Why Italians Love Barney
Interest for the film adaptation of Barney’s Version is high in Rome, where shooting began earlier this week. The book by one of Canada’s foremost authors, Mordecai Richler, not only won him the 1997 Giller Prize but also gave the Montreal-born novelist rock star status in Italy, where it was a runaway bestseller.
Canadian producer Robert Lantos, knew the iconic author and has worked for many years to turn the book into a movie and his decision to start filming in Rome was probably no accident.
"The book is so celebrated in Italy and has so many champions that it has become an integral part of Italian popular culture," Lantos told CBC.

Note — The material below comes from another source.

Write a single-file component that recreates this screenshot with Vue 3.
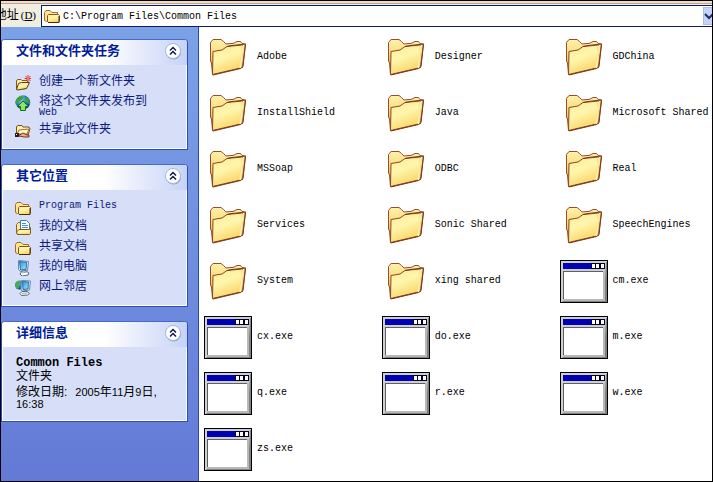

The Italian newspaper Il Foglio helped spark the popularity of Richler’s novel. Besides publishing multiple reviews and articles on the book, editors run a daily column called Barney’s Version: a commentary on Italian politics written in the voice of Richler’s outspoken protagonist.
Il Foglio journalist Christian Rocca explained to CBC why the character Barney struck a chord with Italians.
“We didn’t just love the book. We adopted it like a son, or maybe like a father. We love outspoken people. We love, how do you call them, curmudgeons? Finally, we have a character who was able and was willing to say whatever he wants, whatever he thinks. Beyond being a wonderful love story, Barney’s Version is “a manifesto of political incorrectness. We Italians are deeply politically incorrect people so we love the book — I think — for this reason.”
After Rome, filming of the $28 million project starring Paul Giamatti, will continue in Montreal and New York and is set for release sometime in 2010.